In the build-up to the 2016 Olympics in Brazil, poor neighborhoods were bulldozed to make way for Olympic stadiums and facilities. Destroying poor neighborhoods, while leaving rich neighborhoods alone, is a trend across Olympic host cities.
There are already calls to boycott the 2022 Winter games in China. Since 2017, China has imprisoned Uyghurs and other Muslims in internment camps, and the country has curtailed the sovereignty of Hong Kong citizens, leading to mass protests since 2019.
Sportswashing will cycle on
The International Olympic Committee and the broader Olympic movement have decided that human rights are not a priority. So, when sports washing occurs at the biggest sporting event in the world, I’m not surprised that cycling has a sportswashing problem too.

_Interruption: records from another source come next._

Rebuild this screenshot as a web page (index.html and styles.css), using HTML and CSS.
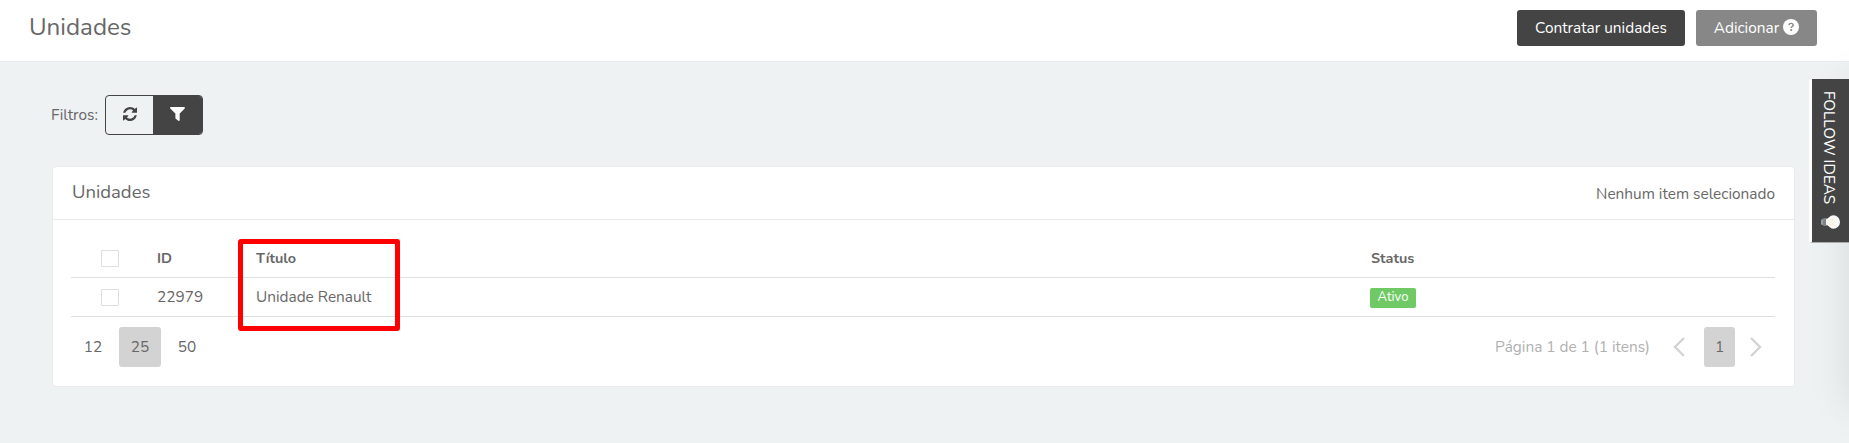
FILE: index.html
```html
<!DOCTYPE html>
<html lang="pt-br">
<head>
    <meta charset="UTF-8">
    <meta name="viewport" content="width=device-width, initial-scale=1.0">
    <title>Unidades</title>
    <link rel="stylesheet" href="styles.css">
</head>
<body>

<header class="topbar">
    <h1 class="page-title">Unidades</h1>
    <div class="topbar-actions">
        <button class="btn btn-dark">Contratar unidades</button>
        <button class="btn btn-disabled">
            <span>Adicionar</span>
            <svg class="help-icon" viewBox="0 0 16 16">
                <circle cx="8" cy="8" r="8" fill="#fff"/>
                <path d="M5.8 6.2C6 4.9 6.9 4.4 8 4.4c1.3 0 2.2.7 2.2 1.800C10.200 7.500 8.200 7.500 8.200 9" fill="none" stroke="#878787" stroke-width="1.400"/>
                <rect x="7.300" y="10.200" width="1.800" height="1.800" fill="#878787"/>
            </svg>
        </button>
    </div>
</header>

<main class="content">
    <!-- Filtros -->
    <div class="filters">
        <span class="filters-label">Filtros:</span>
        <div class="btn-group">
            <button class="filter-btn">
                <svg width="14" height="14" viewBox="0 0 1536 1536" fill="#444">
                    <path d="M1511 928q0 5-1 7-64 268-268 434.500T764 1536q-146 0-282.500-55T238 1324l-129 129q-19 19-45 19t-45-19-19-45V960q0-26 19-45t45-19h448q26 0 45 19t19 45-19 45l-137 137q71 66 161 102t187 36q134 0 250-65t186-179q11-17 53-117 8-23 30-23h192q13 0 22.500 9.500t9.500 22.500zm25-800v448q0 26-19 45t-45 19h-448q-26 0-45-19t-19-45 19-45l138-138Q969 256 768 256q-134 0-250 65T332 500q-11 17-53 117-8 23-30 23H50q-13 0-22.500-9.500T18 608v-7q65-268 270-434.500T768 0q146 0 284 55.500T1297 212l130-129q19-19 45-19t45 19 19 45z"/>
                </svg>
            </button>
            <button class="filter-btn active">
                <svg width="15" height="14" viewBox="0 0 15 14" fill="#fff">
                    <path d="M.9 0h13.200c.8 0 1.100.9.600 1.400L9.700 6.600v6.400c0 .8-.7 1.100-1.300.700L5.800 11.700c-.3-.2-.4-.4-.4-.8V6.600L.3 1.400C-.2.900.1 0 .9 0z"/>
                </svg>
            </button>
        </div>
    </div>

    <!-- Lista de unidades -->
    <section class="card">
        <div class="card-header">
            <h2 class="card-title">Unidades</h2>
            <span class="selected-info">Nenhum item selecionado</span>
        </div>
        <div class="card-body">
            <table class="units">
                <thead>
                    <tr>
                        <th class="col-check"><span class="checkbox"></span></th>
                        <th class="col-id">ID</th>
                        <th class="col-title">Título</th>
                        <th>Status</th>
                    </tr>
                </thead>
                <tbody>
                    <tr>
                        <td class="col-check"><span class="checkbox"></span></td>
                        <td class="col-id">22979</td>
                        <td class="col-title">Unidade Renault</td>
                        <td><span class="badge">Ativo</span></td>
                    </tr>
                </tbody>
            </table>
            <div class="pager">
                <div class="page-sizes">
                    <span class="page-size">12</span>
                    <span class="page-size selected">25</span>
                    <span class="page-size">50</span>
                </div>
                <div class="pages">
                    <span class="page-info">Página 1 de 1 (1 itens)</span>
                    <svg class="chevron" viewBox="0 0 12 20"><path d="M11 1L2 10l9 9"/></svg>
                    <span class="page">1</span>
                    <svg class="chevron" viewBox="0 0 12 20"><path d="M1 1l9 9-9 9"/></svg>
                </div>
            </div>
            <div class="highlight"></div>
        </div>
    </section>
</main>

<div class="side-panel"></div>
<div class="follow-tab">
    <span class="follow-text">FOLLOW IDEAS</span>
    <svg class="bulb" viewBox="0 0 19 14">
        <rect x="0" y="4" width="3" height="6" rx="1.500" fill="#9a9fa3"/>
        <rect x="2" y="3" width="4" height="8" rx="1" fill="#7c858c"/>
        <path d="M5 4.200C8 3.500 9 .3 12.300.3a6.700 6.700 0 0 1 0 13.400C9 13.700 8 10.500 5 9.800z" fill="#fafafa"/>
        <path d="M5.500 5.500l7-1.500-2 3 2 3-7-1.500" fill="none" stroke="#fbe6c8" stroke-width=".8"/>
    </svg>
</div>

</body>
</html>
```

FILE: styles.css
```css
* {
    box-sizing: border-box;
}
body {
    font-family: Nunito, Lato, sans-serif;
    font-size: 15.4px;
    line-height: 24px;
    margin: 0;
    height: 443px;
    overflow: hidden;
    color: #676767;
    background-color: #eef2f3;
}
button {
    font: inherit;
    cursor: pointer;
}
.topbar {
    display: flex;
    justify-content: space-between;
    align-items: flex-start;
    height: 62px;
    padding: 10px 32px 0 29px;
    background-color: #fff;
    border-bottom: 1px solid #e9ecec;
}
.page-title {
    margin: 2px 0 0;
    font-size: 24.2px;
    font-weight: 400;
    line-height: 32px;
}
.topbar-actions {
    display: flex;
    gap: 11px;
}
.btn {
    display: flex;
    align-items: center;
    justify-content: center;
    gap: 4px;
    height: 36px;
    padding: 0;
    color: #fff;
    border: none;
    border-radius: 3px;
}
.btn-dark {
    width: 168px;
    background-color: #444;
}
.btn-disabled {
    width: 121px;
    background-color: #878787;
}
.help-icon {
    width: 16px;
    height: 16px;
    margin-top: -2px;
}
.content {
    padding: 33px 54px 0 52px;
}
.filters {
    display: flex;
    align-items: center;
    height: 40px;
    margin-left: -1px;
}
.filters-label {
    width: 54px;
}
.btn-group {
    display: flex;
    width: 98px;
    height: 40px;
    border: 1px solid #444;
    border-radius: 4px;
    overflow: hidden;
}
.filter-btn {
    display: flex;
    width: 47px;
    align-items: center;
    justify-content: center;
    padding: 0 0 2px;
    border: none;
    background: transparent;
}
.filter-btn.active {
    width: 49px;
    background-color: #444;
}
.card {
    height: 221px;
    margin-top: 31px;
    background-color: #fff;
    border: 1px solid #e9ecec;
    border-radius: 4px;
}
.card-header {
    display: flex;
    justify-content: space-between;
    height: 53px;
    padding: 13px 19px 0 19px;
    border-bottom: 1px solid #e8eaea;
}
.card-title {
    margin: 0;
    font-size: 18.5px;
    font-weight: 400;
}
.selected-info {
    margin-top: 2px;
}
.card-body {
    position: relative;
    padding: 19px 19px 0 18px;
}
.units {
    width: 100%;
    table-layout: fixed;
    border-collapse: separate;
    border-spacing: 0;
}
.units th,
.units td {
    height: 39px;
    padding: 0;
    text-align: left;
    border-bottom: 1px solid #dedfdf;
}
.units th {
    font-size: 14.4px;
}
.col-check {
    width: 86px;
}
.col-id {
    width: 99px;
}
.col-title {
    width: 1115px;
}
.checkbox {
    display: block;
    width: 18px;
    height: 17px;
    margin-left: 30px;
    border: 1px solid #dedede;
    border-radius: 1px;
}
.badge {
    display: block;
    width: 46px;
    height: 20px;
    margin: 1px 0 0 -1px;
    color: #fff;
    font-size: 13px;
    line-height: 18px;
    text-align: center;
    background-color: #6fca66;
    border-radius: 2px;
}
.pager {
    display: flex;
    justify-content: space-between;
    margin-top: 10px;
    line-height: 40px;
}
.page-sizes {
    display: flex;
    gap: 5px;
    padding-left: 1px;
}
.page-size {
    width: 42px;
    text-align: center;
    border-radius: 3px;
}
.page-size.selected,
.page {
    background-color: #d3d3d3;
}
.pages {
    display: flex;
    align-items: center;
    padding-right: 13px;
}
.page-info {
    margin-right: 23px;
    color: #b0b0b0;
}
.chevron {
    width: 12px;
    height: 20px;
    fill: none;
    stroke: #d3d3d3;
    stroke-width: 2.4;
}
.page {
    width: 31px;
    margin: 0 15px 0 19px;
    text-align: center;
    border-radius: 3px;
}
.highlight {
    position: absolute;
    left: 185px;
    top: 19px;
    width: 162px;
    height: 92px;
    border: 5px solid #f00;
    border-radius: 3px;
}
/* painel recolhido fora da tela, só a sombra aparece */
.side-panel {
    position: fixed;
    top: 79px;
    left: 1849px;
    width: 300px;
    height: 328px;
    box-shadow: 0 0 40px rgba(0, 0, 0, 0.1);
}
.follow-tab {
    position: fixed;
    top: 79px;
    right: 0;
    display: flex;
    flex-direction: column;
    align-items: center;
    width: 40px;
    height: 164px;
    padding: 12px 4px 0 0;
    color: #fff;
    background-color: #444;
    border-left: 3px solid #fff;
    border-bottom: 1px solid #aaa;
    border-radius: 3px 0 0 3px;
}
.follow-text {
    height: 124px;
    writing-mode: vertical-rl;
    white-space: nowrap;
}
.bulb {
    width: 19px;
    height: 14px;
    margin-left: 3px;
}
```
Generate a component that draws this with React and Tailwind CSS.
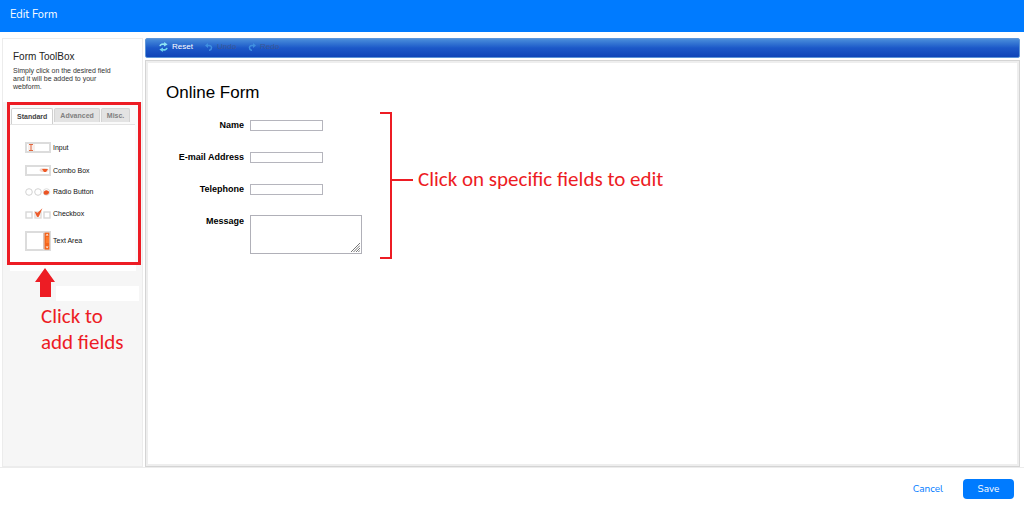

As long as international sport events, like the Olympics and FIFA World Cup, are sanctioned in countries with dubious human rights records, other sports like cycling have no incentive to change.
This week, cycling’s governing body proved that they can’t even solve its problem with abusive coaches, something that would seem to be a much simpler solution than solving sportswashing. Patrick Van Gansen, the former manager of the Health Mate-Cyclelive women’s cycling team, had been accused by at least 10 riders of abusive behavior and fostering an unhealthy work environment, including allegations of “sexual remarks, verbal aggression, body shaming and mental abuse.”
This week, a disciplinary commission suspended him from working in women’s cycling for two years and seven months, but the suspension is retroactive, so essentially he’s only banned for a year. Many people in the sport have argued that Gansen’s ban should be a lifetime one—even dopers get harsher sentences.
If cycling can’t keep abusive team staff out of the sport, how should we expect them to address sportswashing, both in terms of team sponsorship and the sanctioning of races?
So long as cycling, and international sport as a whole, turns a blind eye to human rights, sportswashing will cycle on.